Transcending the need for thought, the One is pure thought beyond knowledge. It can know neither itself nor anything else. Unthinking (since thinking is movement), but the cause of thinking, it exists before movement and rest, which pertain to being and make being multiple.6 Above all existence, it is not the Creator but is the source of life and generates that which creates in its image – Intellect or Divine Thought. To be precise, it is beyond even naming. Language and discursive reasoning are inadequate to it.7 Self centred, it is self-determined and self-sufficient because it is complete and has no parts. It is the goal to which all and everything aspires. Even those who have never entered the Good must acknowledge its existence because of the presence of its weak images in this world.
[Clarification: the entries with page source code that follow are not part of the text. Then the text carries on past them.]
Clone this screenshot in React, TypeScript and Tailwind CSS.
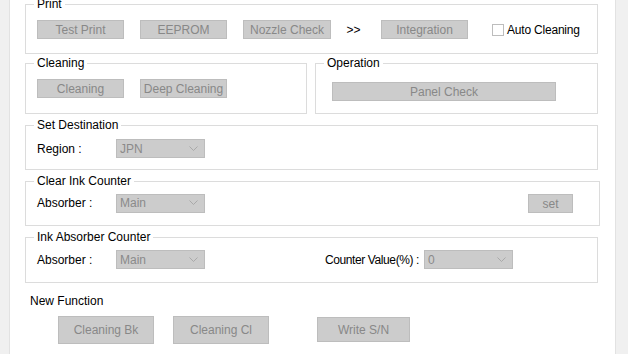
import React from 'react';
import clsx from 'clsx';

function Btn({ label, className }: { label: string; className?: string }) {
  return (
    <button
      className={clsx(
        'flex items-center justify-center bg-[#cccccc] border border-[#bdbdbd] text-[#888888] leading-none',
        className
      )}
    >
      {label}
    </button>
  );
}

function Select({ value, className }: { value: string; className?: string }) {
  return (
    <div
      className={clsx(
        'flex items-center justify-between bg-[#cccccc] border border-[#bdbdbd] text-[#8a8a8a] pl-[3px] pr-[6px] h-[19px] w-[89px]',
        className
      )}
    >
      <span>{value}</span>
      <svg width="9" height="6" viewBox="0 0 9 6" fill="none">
        <path d="M0.5 0.5 L4.5 4.5 L8.5 0.5" stroke="#a9a9a9" strokeWidth="1" />
      </svg>
    </div>
  );
}

function Group({
  title,
  className,
  children,
}: {
  title: string;
  className?: string;
  children?: React.ReactNode;
}) {
  return (
    <div className={clsx('relative border border-[#dcdcdc]', className)}>
      <span className="absolute -top-[8px] left-[8px] bg-white px-[3px] leading-[14px] text-black whitespace-nowrap">
        {title}
      </span>
      {children}
    </div>
  );
}

export default function App() {
  return (
    <div
      className="flex w-[628px] h-[354px] overflow-hidden bg-white text-[12px] text-black"
      style={{ fontFamily: '"Liberation Sans", Arial, sans-serif' }}
    >
      <div className="w-[10px] shrink-0 bg-[#f0f0f0] border-r border-[#e2e2e2]" />

      <div className="flex-1 flex flex-col pt-[4px] pl-[15px] pr-[17px]">
        {/* Print */}
        <Group title="Print" className="h-[50px] pt-[15px] pl-[11px]">
          <div className="flex items-center">
            <Btn label="Test Print" className="w-[87px] h-[19px]" />
            <Btn label="EEPROM" className="w-[87px] h-[19px] ml-[16px]" />
            <Btn label="Nozzle Check" className="w-[88px] h-[19px] ml-[16px]" />
            <span className="ml-[14px] w-[17px] text-center">&gt;&gt;</span>
            <Btn label="Integration" className="w-[87px] h-[19px] ml-[19px]" />
            <div className="ml-[24px] w-[12px] h-[12px] border border-[#bdbdbd] bg-white" />
            <span className="ml-[3px] tracking-[-0.2px]">Auto Cleaning</span>
          </div>
        </Group>

        {/* Cleaning + Operation */}
        <div className="flex gap-[8px] mt-[9px]">
          <Group title="Cleaning" className="w-[282px] h-[51px] pt-[15px] pl-[11px]">
            <div className="flex">
              <Btn label="Cleaning" className="w-[87px] h-[19px]" />
              <Btn label="Deep Cleaning" className="w-[87px] h-[19px] ml-[16px]" />
            </div>
          </Group>
          <Group title="Operation" className="flex-1 h-[51px] pt-[18px] pl-[16px]">
            <Btn label="Panel Check" className="w-[224px] h-[19px]" />
          </Group>
        </div>

        {/* Set Destination */}
        <Group title="Set Destination" className="h-[45px] mt-[11px] pt-[13px] pl-[11px]">
          <div className="flex items-center">
            <span className="w-[79px]">Region :</span>
            <Select value="JPN" />
          </div>
        </Group>

        {/* Clear Ink Counter */}
        <Group title="Clear Ink Counter" className="h-[45px] mt-[11px] -mr-[2px] pt-[11px] pl-[11px]">
          <div className="flex items-center">
            <span className="w-[79px]">Absorber :</span>
            <Select value="Main" />
            <Btn label="set" className="w-[45px] h-[19px] ml-auto mr-[26px] mt-[1px]" />
          </div>
        </Group>

        {/* Ink Absorber Counter */}
        <Group title="Ink Absorber Counter" className="h-[46px] mt-[11px] pt-[12px] pl-[11px]">
          <div className="flex items-center">
            <span className="w-[79px]">Absorber :</span>
            <Select value="Main" />
            <span className="ml-[120px] w-[99px] whitespace-nowrap tracking-[-0.4px]">Counter Value(%) :</span>
            <Select value="0" />
          </div>
        </Group>

        {/* New Function */}
        <div className="mt-[11px] pl-[5px] leading-[14px]">New Function</div>
        <div className="flex items-start mt-[8px] pl-[33px]">
          <Btn label="Cleaning Bk" className="w-[96px] h-[28px]" />
          <Btn label="Cleaning Cl" className="w-[96px] h-[28px] ml-[19px]" />
          <Btn label="Write S/N" className="w-[93px] h-[25px] ml-[48px] mt-[1px]" />
        </div>
      </div>

      <div className="w-[13px] shrink-0 bg-[#f0f0f0] border-l border-[#e2e2e2]" />
    </div>
  );
}
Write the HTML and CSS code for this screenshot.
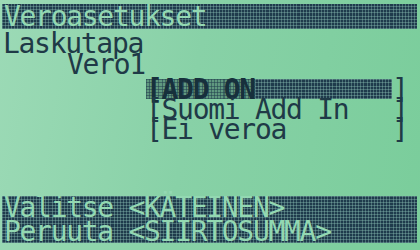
FILE: index.html
```html
<!DOCTYPE html>
<html lang="fi">
<head>
<meta charset="UTF-8">
<meta name="viewport" content="width=device-width, initial-scale=1.0">
<title>Veroasetukset</title>
<link rel="stylesheet" href="styles.css">
</head>
<body>
    <div class="screen">
        <div class="bar title">Veroasetukset</div>
        <div class="row first">Laskutapa</div>
        <div class="row indent">Vero1</div>
        <div class="options">
            <div class="option selected">
                <span class="label">[ADD ON</span>
                <span class="fill"></span>
                <span class="end">]</span>
            </div>
            <div class="option">
                <span class="label">[Suomi Add In</span>
                <span class="end">]</span>
            </div>
            <div class="option">
                <span class="label">[Ei veroa</span>
                <span class="end">]</span>
            </div>
        </div>
        <div class="bar footer">
            <div class="foot-row first">Valitse &lt;KÄTEINEN&gt;</div>
            <div class="foot-row">Peruuta &lt;SIIRTOSUMMA&gt;</div>
        </div>
    </div>
</body>
</html>
```
FILE: styles.css
```css
html, body {
    margin: 0;
    padding: 0;
}

body {
    width: 420px;
    height: 250px;
    overflow: hidden;
    background: linear-gradient(100deg, #9cdab6 0%, #88d1a7 45%, #7acd9b 100%);
    font-family: "DejaVu Sans Mono", "Liberation Mono", monospace;
    font-size: 28px;
    letter-spacing: -1.3px;
    color: #1f3a47;
}

.screen {
    height: 250px;
    display: flex;
    flex-direction: column;
    padding: 4px 3px 7px 2px;
    box-sizing: border-box;
}

.bar {
    background-color: #1f3b4c;
    background-image:
        repeating-linear-gradient(90deg, rgba(150, 205, 190, 0.35) 0 1px, transparent 1px 3.1px),
        repeating-linear-gradient(0deg, rgba(150, 205, 190, 0.35) 0 1px, transparent 1px 3.1px);
    color: #93d8b2;
}

.title {
    height: 25px;
    line-height: 25px;
    padding-left: 2px;
    white-space: pre;
}

.row {
    height: 21px;
    line-height: 21px;
    padding-left: 1px;
    white-space: pre;
}

.row.first {
    margin-top: 4px;
}

.indent {
    padding-left: 65px;
}

.options {
    margin: 4px 0 0 144px;
    width: 262px;
}

.option {
    display: flex;
    height: 20px;
    line-height: 22px;
    white-space: pre;
}

.option .label {
    flex: 1;
}

.selected .label {
    flex: none;
    background-color: #5f987f;
    background-image:
        repeating-linear-gradient(90deg, rgba(31, 59, 76, 0.5) 0 1px, transparent 1px 3.1px),
        repeating-linear-gradient(0deg, rgba(31, 59, 76, 0.5) 0 1px, transparent 1px 3.1px);
    color: #17303c;
    font-weight: bold;
}

.selected .fill {
    flex: 1;
    background-color: #1f3b4c;
    background-image:
        repeating-linear-gradient(90deg, rgba(150, 205, 190, 0.35) 0 1px, transparent 1px 3.1px),
        repeating-linear-gradient(0deg, rgba(150, 205, 190, 0.35) 0 1px, transparent 1px 3.1px);
}

.end {
    width: 16px;
}

.footer {
    margin-top: auto;
    padding-left: 2px;
}

.foot-row {
    height: 23px;
    line-height: 23px;
    white-space: pre;
}

.foot-row.first {
    height: 24px;
    line-height: 24px;
}
```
To find the One, we must turn inwards through silent contemplation, transcend morality, difference, and the form of intellect, and seek perfect unity with him, at the centre of our souls. Yet we are in Him and all souls find unity there. In reaching for the Good, Soul is reaching for its essence. On attaining its goal, it is beyond being and is truly (knows beyond knowing) itself. Since vision requires shape and desires its acquisition, unity with the One is the shedding of vision and a merging of seer, seeing and seen.

‘The First has no self-awareness; there is no need. It is no duality – or rather, no manifold consisting of itself, its intellective act distinct from itself, and the inevitable third, the object of intellection. No doubt since knower, knowing, and known are identical, all merges into a unity: but the distinction has existed and, once more, such a unity cannot be the First; we must put away all otherness from the Supreme which can need no such support; anything we add is so much lessening of what lacks nothing.’8

The attainment of this unity gives a unique experience higher than possible through the thought of Intellect. It is ‘an immediate intuition, self-directed.’9 Plotinus asked ‘But what if one be deceived?’ (regarding whether The Good has come to him). He answered: ‘In that case there must be some resemblance to account for the error: the good will be the original which the delusion counterfeited and whenever the true presents itself we turn from the spurious.’10

The Good is infinite productive power extending throughout creation. It is of eternal duration.

‘All derives from this: it (the Good) is the origin of the primal movement which it does not possess and of the repose which is but its absence of need; for neither rest nor movement can belong to that which has no place in which either could occur; centre, object, ground, all are alike unknown to it, for it is before all. Yet its being is not limited; what is there to set bounds to it? Nor, on the other hand, is it infinite in the sense of magnitude; what place can there be to which it must extend, or why should there be movement where there is no lacking? All its infinitude resides in its power: it does not change and will not fail; and in it all that is unfailing finds duration.’11

Like a sun before shape, it generates Intellect – its light12 and most perfect possible image.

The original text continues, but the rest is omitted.